Compositor de frevo vencedor no Fantástico, encheu de orgulho as mulheres com o “Adoro celulite” – Além de político e gestor público, Gustavo Krause é um escritor primoroso, construtor de frases antológicas. Também boêmio e poeta, compôs um frevo, em parceria com o compositor e cantor Jota Michiles, vencedor do Concurso de Marchinhas promovido pelo Fantástico. A música ‘Adoro Celulite’ faz uma homenagem às mulheres comuns e derrubou mais de 1,3 mil canções para chegar à final do concurso. Numa entrevista, ele contou que se arriscou como compositor quando estava em um spa. “Eu estava tentando emagrecer, mas chegou um cabra safado para acabar com minha dieta e a gente fez nascer esta canção de protesto, de contestação à ditadura da magreza”, disse, afirmando que gosta de mulher gordinha. “Eu acho que essa camadinha de gordura é melhor que aquela musculatura dura, que não parece muito com mulher”, destaca. “Gordinha, linda Afrodite/parei no seu it de anjo barroco/você me deixa louco com seu apetite/acredite/adoro celulite!”, diz a composição de Krause, que nasceu na década de 1990. Na época, o cantor de frevo Almir Rouche conheceu a canção e fez questão de gravá-la. Ele disse que se identificou porque a música tem tudo que uma canção de carnaval precisa. “Tem alegria, energia e irreverência e não desmerece ninguém. Música de carnaval tem que ser assim, tem que levantar o espírito. E, até hoje, esta é uma das canções mais irreverentes que já gravei”, disse Rouche.

CURTAS

NAS ESCRITAS, VALOR AO FREVO E A CAPIBA – Krause empresta seu talento hoje como articulista na mídia. Em recente artigo para o site Metrópoles, fez loas ao grande Capiba, um dos maiores compositores do País. “Descontados o ufanismo e a mania pernambucana de grandeza, “Pernambuco tem uma dança que nenhuma terra tem”. É o primeiro verso da letra que termina com “É frevo meu bem” de Capiba, um gênio pernambucano de talento universal”, escreveu, para acrescentar: “Para os que imaginam Capiba como o maior compositor de frevo, é importante salientar que sua primeira composição foi uma valsa (Meu destino) e o primeiro prêmio foi um tango: “Flor, as ingratas”. Sua obra é um precioso acervo criador de mais de duzentas composições: sambas, maracatus, valsas, cirandas, mais de cem frevos e músicas eruditas. Com parcerias de consagrados poetas, compositores e cantores”.

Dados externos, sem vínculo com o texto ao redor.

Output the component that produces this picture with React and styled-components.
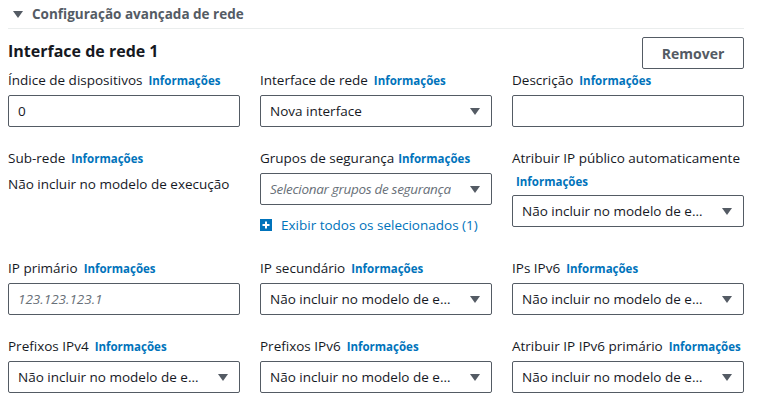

PRISCILA, A HERDEIRA POLÍTICA – Gustavo Krause tem cinco filhos, três do primeiro casamento com Cléa Borges, e dois do segundo com Débora. Priscila é a única da prole que herdou a vocação política do pai, que tem ainda Daniela, Manoela, Arthur e Lara. Antes de ser eleita vice-governadora na chapa de Raquel Lyra, Priscila foi, como o pai, vereadora do Recife e depois deputada estadual.